##### Stored data #####

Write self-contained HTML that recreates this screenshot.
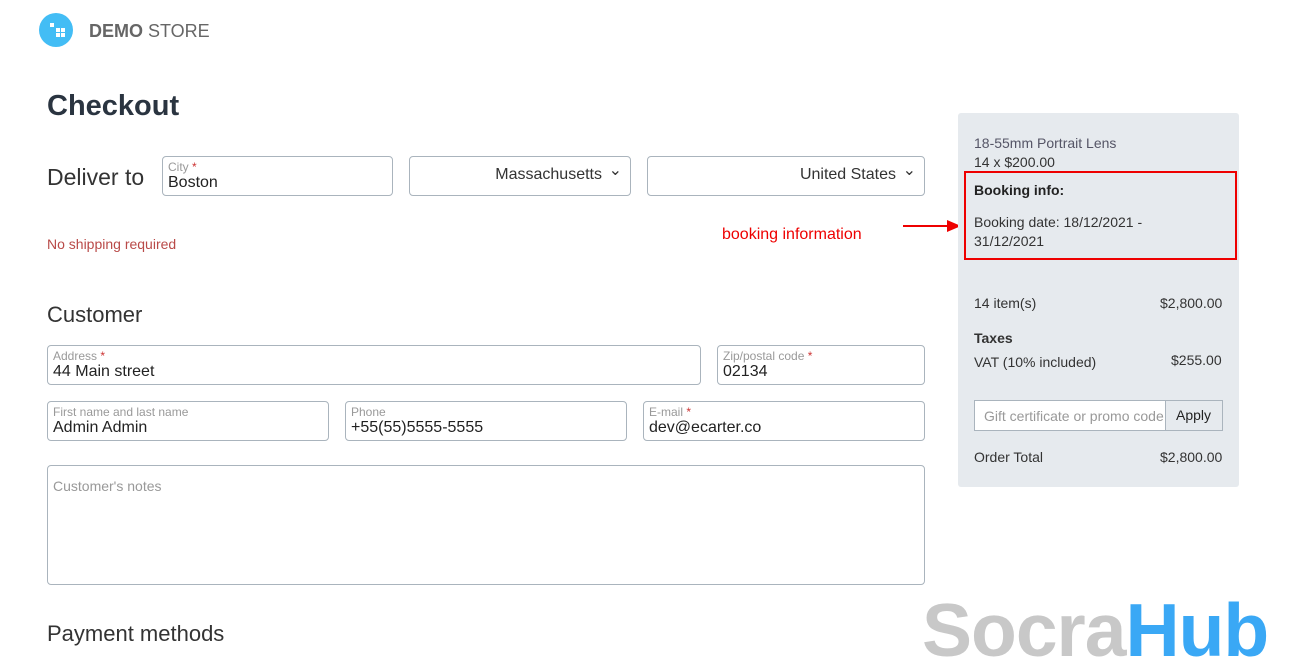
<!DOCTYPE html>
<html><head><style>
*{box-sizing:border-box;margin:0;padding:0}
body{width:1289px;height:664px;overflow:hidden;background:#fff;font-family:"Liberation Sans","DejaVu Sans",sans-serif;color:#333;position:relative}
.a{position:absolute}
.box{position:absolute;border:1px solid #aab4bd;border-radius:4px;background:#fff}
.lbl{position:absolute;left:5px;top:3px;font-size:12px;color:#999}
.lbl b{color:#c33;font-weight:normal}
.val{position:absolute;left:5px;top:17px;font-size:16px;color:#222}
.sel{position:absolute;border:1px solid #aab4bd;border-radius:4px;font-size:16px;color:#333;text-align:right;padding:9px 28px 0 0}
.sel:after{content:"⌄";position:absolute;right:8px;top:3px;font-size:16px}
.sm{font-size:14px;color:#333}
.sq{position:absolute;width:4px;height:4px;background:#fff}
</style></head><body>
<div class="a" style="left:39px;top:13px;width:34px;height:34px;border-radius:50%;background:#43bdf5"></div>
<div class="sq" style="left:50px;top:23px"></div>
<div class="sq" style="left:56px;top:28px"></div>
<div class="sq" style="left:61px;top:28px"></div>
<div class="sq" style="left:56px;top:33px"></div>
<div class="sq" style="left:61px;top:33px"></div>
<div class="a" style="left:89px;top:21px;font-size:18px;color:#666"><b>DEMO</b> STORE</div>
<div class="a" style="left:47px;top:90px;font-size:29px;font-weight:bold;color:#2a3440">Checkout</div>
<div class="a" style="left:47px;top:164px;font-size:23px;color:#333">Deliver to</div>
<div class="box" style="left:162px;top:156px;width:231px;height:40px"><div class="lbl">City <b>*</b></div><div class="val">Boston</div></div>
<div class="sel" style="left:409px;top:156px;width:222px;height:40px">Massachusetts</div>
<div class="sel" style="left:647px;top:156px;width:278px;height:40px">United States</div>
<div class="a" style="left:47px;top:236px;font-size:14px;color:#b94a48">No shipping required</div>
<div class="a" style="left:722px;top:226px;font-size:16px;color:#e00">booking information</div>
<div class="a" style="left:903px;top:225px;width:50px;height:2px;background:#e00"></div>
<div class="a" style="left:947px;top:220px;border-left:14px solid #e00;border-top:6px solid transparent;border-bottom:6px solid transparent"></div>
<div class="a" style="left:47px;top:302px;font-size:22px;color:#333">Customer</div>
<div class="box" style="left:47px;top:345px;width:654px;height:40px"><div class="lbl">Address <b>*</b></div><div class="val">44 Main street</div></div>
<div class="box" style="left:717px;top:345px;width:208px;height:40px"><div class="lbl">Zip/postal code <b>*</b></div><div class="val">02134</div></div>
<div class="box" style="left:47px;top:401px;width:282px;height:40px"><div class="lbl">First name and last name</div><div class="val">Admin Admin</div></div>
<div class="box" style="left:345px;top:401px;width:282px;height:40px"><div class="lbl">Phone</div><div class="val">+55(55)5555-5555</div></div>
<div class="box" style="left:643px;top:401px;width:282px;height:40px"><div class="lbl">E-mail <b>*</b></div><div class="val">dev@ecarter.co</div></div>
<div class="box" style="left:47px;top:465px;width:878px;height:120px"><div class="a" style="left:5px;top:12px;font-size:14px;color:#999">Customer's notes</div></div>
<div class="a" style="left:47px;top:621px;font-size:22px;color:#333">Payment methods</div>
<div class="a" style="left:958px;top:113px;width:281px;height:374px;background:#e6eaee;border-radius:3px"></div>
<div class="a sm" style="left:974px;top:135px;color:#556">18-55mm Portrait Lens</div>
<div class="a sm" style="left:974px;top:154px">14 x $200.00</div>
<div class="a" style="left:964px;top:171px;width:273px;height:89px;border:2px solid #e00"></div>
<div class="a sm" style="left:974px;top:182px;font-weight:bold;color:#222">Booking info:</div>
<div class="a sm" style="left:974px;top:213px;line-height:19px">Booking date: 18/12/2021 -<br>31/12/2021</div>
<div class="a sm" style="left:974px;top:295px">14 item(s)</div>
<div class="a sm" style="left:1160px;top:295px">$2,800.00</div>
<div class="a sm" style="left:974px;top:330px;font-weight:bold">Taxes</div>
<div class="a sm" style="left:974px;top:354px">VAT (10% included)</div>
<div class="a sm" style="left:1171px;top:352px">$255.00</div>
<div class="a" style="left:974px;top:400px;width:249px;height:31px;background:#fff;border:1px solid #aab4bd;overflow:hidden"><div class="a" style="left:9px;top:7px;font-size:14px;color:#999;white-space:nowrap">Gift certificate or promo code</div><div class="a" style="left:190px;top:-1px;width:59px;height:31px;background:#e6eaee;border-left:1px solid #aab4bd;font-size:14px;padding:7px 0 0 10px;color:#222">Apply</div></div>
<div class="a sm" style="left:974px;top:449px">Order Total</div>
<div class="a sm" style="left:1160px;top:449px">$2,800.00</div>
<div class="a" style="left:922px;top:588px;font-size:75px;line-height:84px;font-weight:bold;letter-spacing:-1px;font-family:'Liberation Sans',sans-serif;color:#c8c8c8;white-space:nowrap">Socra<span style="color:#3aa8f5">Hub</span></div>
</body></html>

#####

* [Challenge]: Set the listing down in full and exactly. Pictures within it should not appear in the copy.

* [Written answer]:
Write self-contained HTML that recreates this screenshot.
<!DOCTYPE html>
<html><head><style>
*{box-sizing:border-box;margin:0;padding:0}
body{width:1289px;height:664px;overflow:hidden;background:#fff;font-family:"Liberation Sans","DejaVu Sans",sans-serif;color:#333;position:relative}
.a{position:absolute}
.box{position:absolute;border:1px solid #aab4bd;border-radius:4px;background:#fff}
.lbl{position:absolute;left:5px;top:3px;font-size:12px;color:#999}
.lbl b{color:#c33;font-weight:normal}
.val{position:absolute;left:5px;top:17px;font-size:16px;color:#222}
.sel{position:absolute;border:1px solid #aab4bd;border-radius:4px;font-size:16px;color:#333;text-align:right;padding:9px 28px 0 0}
.sel:after{content:"⌄";position:absolute;right:8px;top:3px;font-size:16px}
.sm{font-size:14px;color:#333}
.sq{position:absolute;width:4px;height:4px;background:#fff}
</style></head><body>
<div class="a" style="left:39px;top:13px;width:34px;height:34px;border-radius:50%;background:#43bdf5"></div>
<div class="sq" style="left:50px;top:23px"></div>
<div class="sq" style="left:56px;top:28px"></div>
<div class="sq" style="left:61px;top:28px"></div>
<div class="sq" style="left:56px;top:33px"></div>
<div class="sq" style="left:61px;top:33px"></div>
<div class="a" style="left:89px;top:21px;font-size:18px;color:#666"><b>DEMO</b> STORE</div>
<div class="a" style="left:47px;top:90px;font-size:29px;font-weight:bold;color:#2a3440">Checkout</div>
<div class="a" style="left:47px;top:164px;font-size:23px;color:#333">Deliver to</div>
<div class="box" style="left:162px;top:156px;width:231px;height:40px"><div class="lbl">City <b>*</b></div><div class="val">Boston</div></div>
<div class="sel" style="left:409px;top:156px;width:222px;height:40px">Massachusetts</div>
<div class="sel" style="left:647px;top:156px;width:278px;height:40px">United States</div>
<div class="a" style="left:47px;top:236px;font-size:14px;color:#b94a48">No shipping required</div>
<div class="a" style="left:722px;top:226px;font-size:16px;color:#e00">booking information</div>
<div class="a" style="left:903px;top:225px;width:50px;height:2px;background:#e00"></div>
<div class="a" style="left:947px;top:220px;border-left:14px solid #e00;border-top:6px solid transparent;border-bottom:6px solid transparent"></div>
<div class="a" style="left:47px;top:302px;font-size:22px;color:#333">Customer</div>
<div class="box" style="left:47px;top:345px;width:654px;height:40px"><div class="lbl">Address <b>*</b></div><div class="val">44 Main street</div></div>
<div class="box" style="left:717px;top:345px;width:208px;height:40px"><div class="lbl">Zip/postal code <b>*</b></div><div class="val">02134</div></div>
<div class="box" style="left:47px;top:401px;width:282px;height:40px"><div class="lbl">First name and last name</div><div class="val">Admin Admin</div></div>
<div class="box" style="left:345px;top:401px;width:282px;height:40px"><div class="lbl">Phone</div><div class="val">+55(55)5555-5555</div></div>
<div class="box" style="left:643px;top:401px;width:282px;height:40px"><div class="lbl">E-mail <b>*</b></div><div class="val">dev@ecarter.co</div></div>
<div class="box" style="left:47px;top:465px;width:878px;height:120px"><div class="a" style="left:5px;top:12px;font-size:14px;color:#999">Customer's notes</div></div>
<div class="a" style="left:47px;top:621px;font-size:22px;color:#333">Payment methods</div>
<div class="a" style="left:958px;top:113px;width:281px;height:374px;background:#e6eaee;border-radius:3px"></div>
<div class="a sm" style="left:974px;top:135px;color:#556">18-55mm Portrait Lens</div>
<div class="a sm" style="left:974px;top:154px">14 x $200.00</div>
<div class="a" style="left:964px;top:171px;width:273px;height:89px;border:2px solid #e00"></div>
<div class="a sm" style="left:974px;top:182px;font-weight:bold;color:#222">Booking info:</div>
<div class="a sm" style="left:974px;top:213px;line-height:19px">Booking date: 18/12/2021 -<br>31/12/2021</div>
<div class="a sm" style="left:974px;top:295px">14 item(s)</div>
<div class="a sm" style="left:1160px;top:295px">$2,800.00</div>
<div class="a sm" style="left:974px;top:330px;font-weight:bold">Taxes</div>
<div class="a sm" style="left:974px;top:354px">VAT (10% included)</div>
<div class="a sm" style="left:1171px;top:352px">$255.00</div>
<div class="a" style="left:974px;top:400px;width:249px;height:31px;background:#fff;border:1px solid #aab4bd;overflow:hidden"><div class="a" style="left:9px;top:7px;font-size:14px;color:#999;white-space:nowrap">Gift certificate or promo code</div><div class="a" style="left:190px;top:-1px;width:59px;height:31px;background:#e6eaee;border-left:1px solid #aab4bd;font-size:14px;padding:7px 0 0 10px;color:#222">Apply</div></div>
<div class="a sm" style="left:974px;top:449px">Order Total</div>
<div class="a sm" style="left:1160px;top:449px">$2,800.00</div>
<div class="a" style="left:922px;top:588px;font-size:75px;line-height:84px;font-weight:bold;letter-spacing:-1px;font-family:'Liberation Sans',sans-serif;color:#c8c8c8;white-space:nowrap">Socra<span style="color:#3aa8f5">Hub</span></div>
</body></html>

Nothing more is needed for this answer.